Einfach mal zünftig das Maul zerreißen

Gossengoethe

von Gossengoethe

Story

Ich bin recht gut erzogen worden. Hie und da gäbe es Verbesserungsmöglichkeiten, aber im Grunde ist aus dem kleinen, lieben Bub von damals ein großer, recht akzeptabler Mann geworden, den man guten Gewissens auf die Gesellschaft loslassen kann. Bitte und Danke, Diskussionskultur, kleine selbstlose Gesten im Alltag, Frauen die Tür aufhalten und dergleichen, sitzt alles blind aus dem Stegreif. Ein richtiger Traumschwiegersohn bin ich, der bisweilen hie und da etwas über den Durst trinkt und dem einen oder anderen geschmacklosen Witz nicht abgeneigt ist, aber nobody’s perfect, gell. Im Grunde bin ich höflich, zuvorkommend und nett, nichts zu beanstanden.
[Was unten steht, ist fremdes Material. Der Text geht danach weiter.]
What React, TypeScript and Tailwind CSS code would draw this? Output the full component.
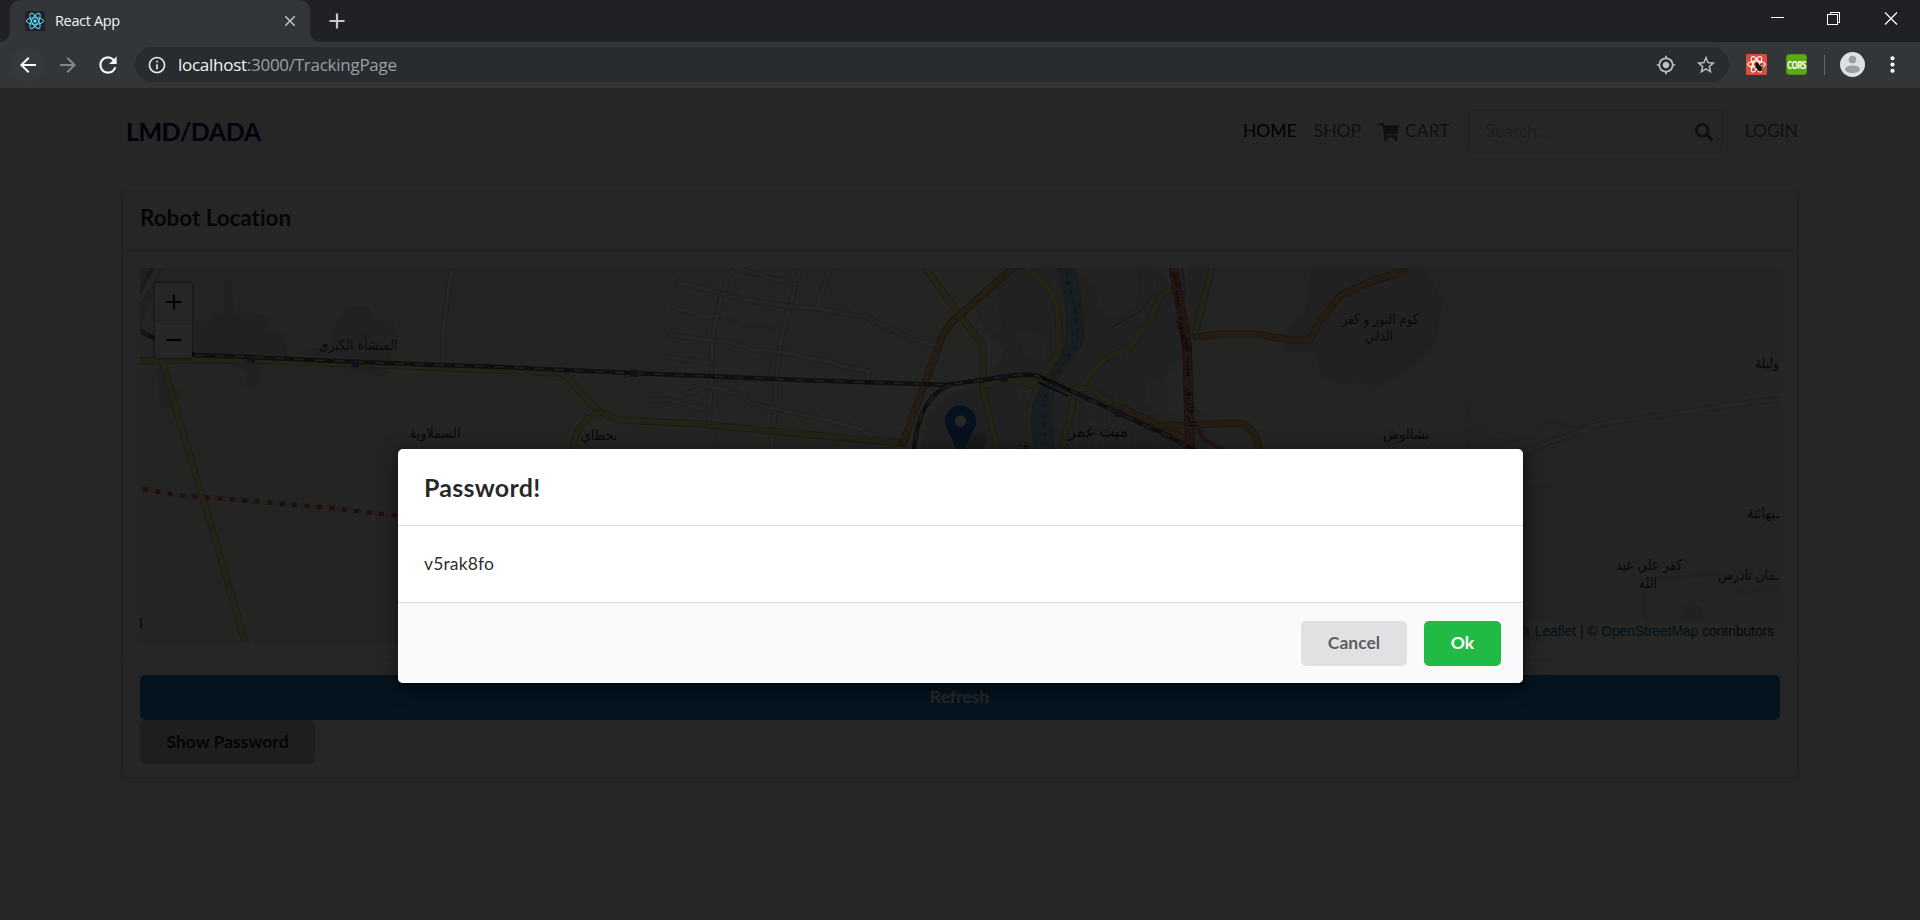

Da gibt es nur ein winzigkleines Problem. Ich fluche wie ein Domspatz, wie ein besoffener Matrose, dem gerade der Anker auf den Zeh gefallen ist. Nicht im beruflichen oder gehoben-stilvollen privaten Kontext, natürlich nicht, auch nicht vor den Kindern, wenn es sich vermeiden lässt, Vorbildfunktion. Aber wenn ich allein oder mir sicher bin, damit niemandem auf die Zehen zu treten, dann schäumt mir das Maul wie einem tollwütigen Fuchs, wenn ich erst einmal anfange. Wenn ich nicht pro Fluchschwall mindestens zweimal Luft holen muss, um ihn vollständig auszusprechen ohne auf halbem Weg daran zu ersticken, war die Wortwahl noch nicht saftig genug. Ich arbeite daran, es einzuschränken, aber das kann dauern.

Zugegeben ist ein Großteil davon kulturhistorisch bedingt; in meiner Heimat gehöre ich zu einer deutschsprachigen Minderheit, die sich das Fluchen von den sie umgebenden Italienern abgeschaut hat. Da bezeichnet man dann schnell einmal das heruntergefallene Frühstücksbrot (übersetzt) als gottlosen Hundsfott der beschissenen Hostie und den morgens frech die Vorfahrt nehmenden anderen Autofahrer als Sau-Muttergottes eines gestohlenen Hurenkindes, ohne bewusst zu verinnerlichen, was man da überhaupt sagt, da es ja mehr ein geflügeltes Wort und kein wirklich ernst gemeinter Ausdruck in der eigenen Muttersprache ist.

Wirklich vorwerfen kann man das Fluchen selbst aber ja auch niemandem, denn die Verhaltensforschung hat gezeigt, dass zum Verbal-Ausbruch neigende Personen im Durchschnitt ehrlicher, vertrauenswürdiger und selbstbewusster sind. Trotzdem frage ich mich manchmal, was mit dieser einen schlechten Angewohnheit passiert wäre, hätte ich mein bisheriges Leben in einem rein deutschsprachigen Land verbracht? Ein saloppes Scheiße! oder Mist! oder auch einmal Verdammtnochmal! befriedigt einfach nicht dieselben Ur-Bedürfnisse wie ein aus vollem Halse gebrülltes DIOCANE!, das ist unumstrittener Fakt.

Wäre ich dann ein noch ruhigerer, ausgeglichener Mensch, der seinen Sprachdurchfall tadellos zu zähmen wüsste? Oder würde sich der, momentan im Grunde zu über 99% harmlose und schnell verpuffende, Zorn ein neues Ventil suchen? Wäre ich ein böser, schlechterer Mensch, wenn ich nicht tagein tagaus schimpfen würde wie ein Kesselflicker?